The United States Power Squadrons (or USPS) is a non-profit educational organization whose mission is to improve maritime safety and enjoyability through classes in seamanship, navigation, and other related subjects. In 1914, it adopted its own flag, which was then patented in 1916. This flag may be worn as a signal flag on the signal hoist, typically in the starboard rigging. Despite its name and the original intent of its designers, it was never recognized by the U.S. government or navy as a national ensign; however, some smaller boats will wear this flag in place of a national ensign, usually because they lack a mast and do not operate outside home waters. The U.S. Power Squadrons manual of flag etiquette states, "The preferred location for flying the USPS ensign is the starboard yardarm or spreader halyard. It may be worn there day and night."

==State maritime flags==

Naval and maritime flag of Massachusetts

In April 1776, the Massachusetts Navy adopted, as its flag, a white field charged with a green pine tree and the motto "An Appeal to Heaven". In 1971 the motto was removed, and the flag was designated "the naval and maritime flag of the Commonwealth".

Merchant and Marine Flag of Maine

Maine also has a separate ensign, which is rarely seen. It features symbols from the current flag and the older one, with a white field and green pine tree. The green pine tree has the seaman's anchor, and the words "MAINE" and "DIRIGO" around it. Dirigo (Latin "I direct" or "I lead") is the state motto of Maine.

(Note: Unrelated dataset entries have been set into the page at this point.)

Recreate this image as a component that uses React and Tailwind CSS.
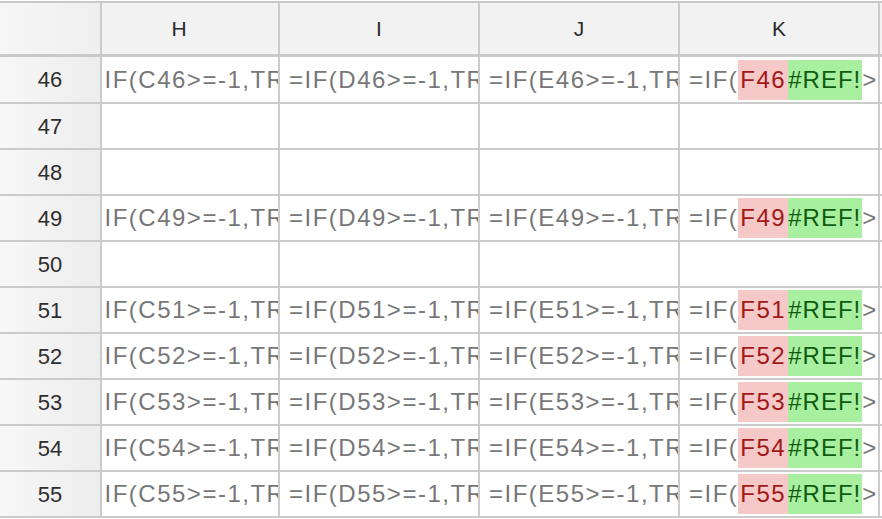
const cols = ["H", "I", "J", "K", "L"];

const rows = [
  { n: 46, f: true },
  { n: 47 },
  { n: 48 },
  { n: 49, f: true },
  { n: 50 },
  { n: 51, f: true },
  { n: 52, f: true },
  { n: 53, f: true },
  { n: 54, f: true },
  { n: 55, f: true },
];

const font = { fontFamily: '"Liberation Sans", Arial, sans-serif' };

const Cell = ({ children }) => (
  <div className="w-[200px] shrink-0 h-full border-r-2 border-[#cbcbcb] overflow-hidden flex items-center pl-[9px] whitespace-nowrap">
    {children}
  </div>
);

const FormulaRow = ({ n }) => (
  <>
    <Cell>{`=IF(C${n}>=-1,TRUE,FALSE)`}</Cell>
    <Cell>{`=IF(D${n}>=-1,TRUE,FALSE)`}</Cell>
    <Cell>{`=IF(E${n}>=-1,TRUE,FALSE)`}</Cell>
    <Cell>
      =IF(
      <span className="bg-[#f7c8c8] text-[#a01818] px-[2px] py-[2px]">{`F${n}`}</span>
      <span className="bg-[#a8f0a0] text-[#0f5c10] tracking-[1px] pr-[1px] py-[2px]">#REF!</span>
      {">=-1,TRUE,FALSE)"}
    </Cell>
    <Cell />
  </>
);

export default function App() {
  return (
    <div
      className="w-[882px] h-[519px] overflow-hidden bg-white pt-px text-[#333333]"
      style={font}
    >
      {/* column header ============================ */}
      <div className="flex h-[56px] border-t-2 border-b-[3px] border-[#c9c9c9] bg-[#f2f2f2]">
        <div className="w-[102px] shrink-0 border-r-2 border-[#cbcbcb] bg-gradient-to-r from-[#f6f6f6] to-[#efefef]" />
        <div className="flex-1 overflow-hidden">
          <div className="flex h-full -ml-[22px]">
            {cols.map((c) => (
              <div
                key={c}
                className="w-[200px] shrink-0 h-full border-r-2 border-[#cbcbcb] flex items-center justify-center text-[21px] text-[#2a2a2a]"
              >
                {c}
              </div>
            ))}
          </div>
        </div>
      </div>

      {/* rows ===================================== */}
      {rows.map((r, i) => (
        <div
          key={r.n}
          className={`flex border-b-2 border-[#cbcbcb] ${i === 0 ? "h-[47px]" : "h-[46px]"}`}
        >
          <div className="w-[102px] shrink-0 border-r-2 border-[#cbcbcb] bg-gradient-to-r from-[#f7f7f7] to-[#ededed] flex items-center justify-center text-[22px] text-[#2e2e2e]">
            {r.n}
          </div>
          <div className="flex-1 overflow-hidden">
            <div className="flex h-full -ml-[22px] text-[24px] tracking-[1.5px] text-[#777777]">
              {r.f ? (
                <FormulaRow n={r.n} />
              ) : (
                cols.map((c) => <Cell key={c} />)
              )}
            </div>
          </div>
        </div>
      ))}
    </div>
  );
}
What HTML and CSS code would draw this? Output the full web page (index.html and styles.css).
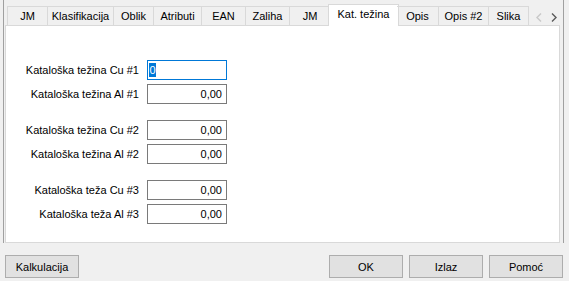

Massachusetts and Maine are the only two states with their own maritime flags. These flags are not "ensigns" in the true sense of the word because they are not flags of national character, and are not used as such; instead, they are special versions of the state flag for use afloat. The state laws that create them do not use the term "ensign" to describe them, but use the term "flag". The Massachusetts law describes the flag as "The naval and maritime flag of the commonwealth" (Mass. Gen. Laws Ann. ch. 2, § 3), while Maine's state law says: "The flag to be known as the merchant and marine flag of the State shall be of white, at the top of which in blue letters shall be the motto 'Dirigo'; beneath the motto shall be the representation of a pine tree in green color" (Me. Rev. Stat. tit. 1, § 207). Although these flags are intended for use afloat, they are not ensigns and should not be called such.